Quaker lore is that this Meeting House was taken apart and moved to its present location in Seaville on Route 9 around 1716 although “my personal opinion is that it probably was moved from a northwest quadrant of the county,” said Chadwick.
As a religious doctrine, the Quakers do not believe that meeting for worship should occur in any special place. Rather, they are guided by the Biblical verse that “where two or three meet together in My name, I am there among them” (Matt 18:20). In fact, Quakers use the word “church” to mean the body of people who make up the worshipping community, not the actual building where one prays.
The hallmark of a Quaker meeting house is its extreme simplicity and the absence of any liturgical symbols. Seaville’s Meeting House is one small room entirely made of wood with a few rows of basic hewn benches perpendicular to each other facing a small cast-iron stove.

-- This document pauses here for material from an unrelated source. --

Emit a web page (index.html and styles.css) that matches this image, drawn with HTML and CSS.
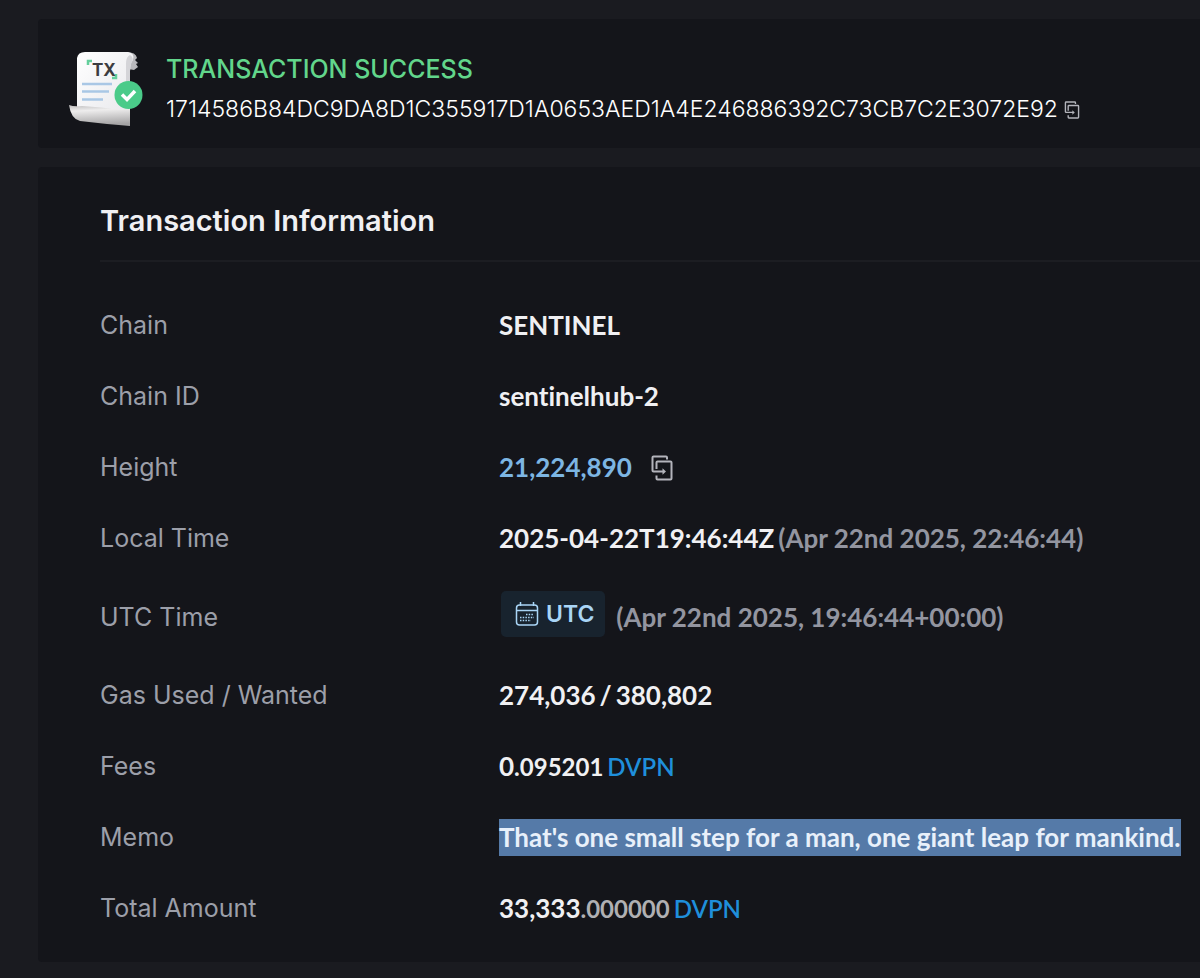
FILE: index.html
```html
<!DOCTYPE html>
<html lang="en">
<head>
<meta charset="utf-8">
<meta name="viewport" content="width=device-width, initial-scale=1">
<title>Transaction</title>
<link rel="stylesheet" href="styles.css">
</head>
<body>
<svg class="sprite" aria-hidden="true">
  <symbol id="copy" viewBox="0 0 22 26">
    <path d="M16 4.500V2.500Q16 1.500 15 1.500H2.500Q1.500 1.500 1.500 2.500V15.500Q1.500 16.500 2.500 16.500H13M5.500 14V7.500Q5.500 6.500 6.500 6.500H19.500Q20.500 6.500 20.500 7.500V23.500Q20.500 24.500 19.500 24.500H6.500Q5.500 24.500 5.500 23.500V20.500" fill="none" stroke="currentColor" stroke-width="2"/>
    <path d="M11.500 13.200L15 16.500L11.500 19.800Z" fill="currentColor"/>
  </symbol>
</svg>
<main class="page">
  <header class="card summary">
    <svg class="receipt" viewBox="0 0 76 80" role="img" aria-label="Transaction receipt">
      <defs>
        <linearGradient id="paper" x1="0" y1="0" x2="1" y2="1"><stop offset="0" stop-color="#fff"/><stop offset="1" stop-color="#e6e6ea"/></linearGradient>
        <linearGradient id="curl" x1="0" y1="0" x2="0.150" y2="1"><stop offset="0" stop-color="#bdbcbd"/><stop offset="0.300" stop-color="#eeeded"/><stop offset="1" stop-color="#a5a4a5"/></linearGradient>
      </defs>
      <path d="M58 3Q68 3 69 9L67 11L70 14L68 15L70 18L66 21L60 20Z" fill="#b9b9bd"/>
      <path d="M9 9Q10 3 17 3L60 3Q67 4 65 11Q62 14 62 22V74L9 62Z" fill="url(#paper)"/>
      <path d="M62 6Q67 9 63 15L62 22V58L58 52V14Q58 8 62 6Z" fill="#d4d4d8"/>
      <path d="M1 56Q6 58 14 57Q34 58 52 61Q60 61 62 56V77Q51 76 39 75L12 72Q3 70 1 56Z" fill="url(#curl)"/>
      <path d="M20 16V12H24M44 29H48V25" fill="none" stroke="#64cf9c" stroke-width="2.500"/>
      <text x="24" y="27" class="receipt-mark">TX</text>
      <path d="M14 35H44M14 42.500H41M14 50.500H35" stroke="#a9c7e5" stroke-width="2.500"/>
      <circle cx="60.500" cy="46" r="14" fill="#4acb89"/>
      <path d="M54 45.500L59 50.500L67 42" fill="none" stroke="#fff" stroke-width="3.500"/>
    </svg>
    <div class="summary-text">
      <p class="status">TRANSACTION SUCCESS</p>
      <p class="hash">1714586B84DC9DA8D1C355917D1A0653AED1A4E246886392C73CB7C2E3072E92
        <button class="copy copy-small" type="button" aria-label="Copy hash"><svg><use href="#copy"/></svg></button></p>
    </div>
  </header>
  <section class="card info">
    <h1 class="title">Transaction Information</h1>
    <dl class="rows">
      <div class="row"><dt>Chain</dt><dd>SENTINEL</dd></div>
      <div class="row"><dt>Chain ID</dt><dd>sentinelhub-2</dd></div>
      <div class="row"><dt>Height</dt><dd class="with-icon"><a class="height" href="#block">21,224,890</a><button class="copy" type="button" aria-label="Copy height"><svg><use href="#copy"/></svg></button></dd></div>
      <div class="row"><dt>Local Time</dt><dd class="pair"><span>2025-04-22T19:46:44Z</span><span class="muted">(Apr 22nd 2025, 22:46:44)</span></dd></div>
      <div class="row"><dt>UTC Time</dt><dd class="utc"><button class="badge" type="button">
        <svg class="calendar" viewBox="0 0 24 24" aria-hidden="true"><rect x="1.500" y="3" width="21" height="20" rx="3" fill="none" stroke="currentColor" stroke-width="1.500"/><path d="M5.500 0V4M18.500 0V4M1.500 8.500H22.500" stroke="currentColor" stroke-width="1.500"/><path d="M11 12.500H19M5 15.500H19M5 18.500H16" stroke="currentColor" stroke-width="1.500" stroke-dasharray="1.500 1.200"/></svg>UTC</button><span class="muted">(Apr 22nd 2025, 19:46:44+00:00)</span></dd></div>
      <div class="row"><dt>Gas Used / Wanted</dt><dd class="pair"><span>274,036</span><span>/</span><span>380,802</span></dd></div>
      <div class="row"><dt>Fees</dt><dd class="pair"><span>0<span class="decimals">.095201</span></span><a class="denom" href="#dvpn">DVPN</a></dd></div>
      <div class="row"><dt>Memo</dt><dd><mark class="memo">That's one small step for a man, one giant leap for mankind.</mark></dd></div>
      <div class="row"><dt>Total Amount</dt><dd class="pair"><span>33,333<span class="decimals faded">.000000</span></span><a class="denom" href="#dvpn">DVPN</a></dd></div>
    </dl>
  </section>
</main>
</body>
</html>
```
FILE: styles.css
```css
* { box-sizing: border-box; }
body {
  margin: 0;
  background: #1a1b20;
  color: #f0f0f3;
  font-family: Inter, "Liberation Sans", sans-serif;
}
p, h1, dl, dd { margin: 0; }
a { text-decoration: none; }
button { border: 0; background: none; font: inherit; }
.sprite { position: absolute; width: 0; height: 0; }
.page {
  display: flex;
  flex-direction: column;
  gap: 19px;
  padding: 19px 0 16px 38px;
}
.card { background: #14151a; border-radius: 4px 0 0 4px; }
.summary {
  display: flex;
  align-items: center;
  gap: 22px;
  padding: 30px 0 19px 30px;
}
.receipt { flex: none; width: 76px; height: 80px; }
.receipt-mark { font: 700 17px Inter, sans-serif; fill: #3c3c40; }
.status { color: #62d68b; font-size: 25px; font-weight: 500; line-height: 40px; }
.hash { color: #fff; font-size: 23px; font-weight: 300; line-height: 40px; white-space: nowrap; }
.copy { padding: 0; color: #b3b4bb; line-height: 0; cursor: pointer; }
.copy svg { width: 22px; height: 26px; }
.copy-small { vertical-align: -2px; }
.copy-small svg { width: 16px; height: 18px; }
.info { padding: 24px 0 18px 62px; }
.title {
  padding-bottom: 9px;
  border-bottom: 2px solid #1c1d22;
  font-size: 29px;
  font-weight: 600;
  line-height: 60px;
}
.rows { padding-top: 28px; }
.row {
  display: grid;
  grid-template-columns: 399px 1fr;
  align-items: center;
  padding: 17px 0;
  line-height: 37px;
}
dt { color: #9c9fa9; font-size: 25px; }
dd {
  font-family: Lato, sans-serif;
  font-size: 26px;
  font-weight: 700;
  font-variant-ligatures: none;
  white-space: nowrap;
}
.with-icon { display: flex; align-items: center; gap: 19px; }
.height { color: #7db6e3; }
.muted { color: #9395a0; }
.utc { display: flex; align-items: center; gap: 11px; height: 52px; padding-left: 2px; }
.badge {
  display: flex;
  align-items: center;
  align-self: flex-start;
  gap: 7px;
  height: 46px;
  padding: 0 11px 0 14px;
  border-radius: 5px;
  background: #18232e;
  color: #a9d5f6;
  font-family: Inter, sans-serif;
  font-size: 23px;
  font-weight: 600;
}
.calendar { width: 24px; height: 24px; }
.pair { display: flex; align-items: baseline; gap: 4px; }
.decimals { font-size: 24px; }
.faded { color: #b0b0b3; }
.denom { color: #1f8fdb; font-size: 24px; font-weight: 600; }
.memo { display: inline-block; background: #557aa8; color: #e8f0fa; }
```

Other larger meeting houses built in the same traditional style such as the Seaville Meeting House have two rooms: one for the main meeting for worship, and another where the “women’s business” meeting could be held although Quakers do not treat women differently than men nor were they separated for worship.
These slightly more elaborate meeting houses have a minister’s simple table at one end of the meeting room, many of whom were itinerant ministers travelling to different churches, with an elders’ bench immediately in front of this. Wooden benches facing the table occupy the rest of the room often with a gallery for extra seating.
Meeting houses usually have high, very small or no windows so that worshippers sitting in meeting cannot see outside and be distracted by the outside world. Thus, the meeting room itself is a place for Friends to withdraw from the world and enter into a silent time of prayer that enhances meditation and study to wait and listen for the divine presence. “We come to Meeting to have a quiet period of contemplation and find that inner voice that will speak to our condition,” says Gras, “and that is what I seek each time I am here.”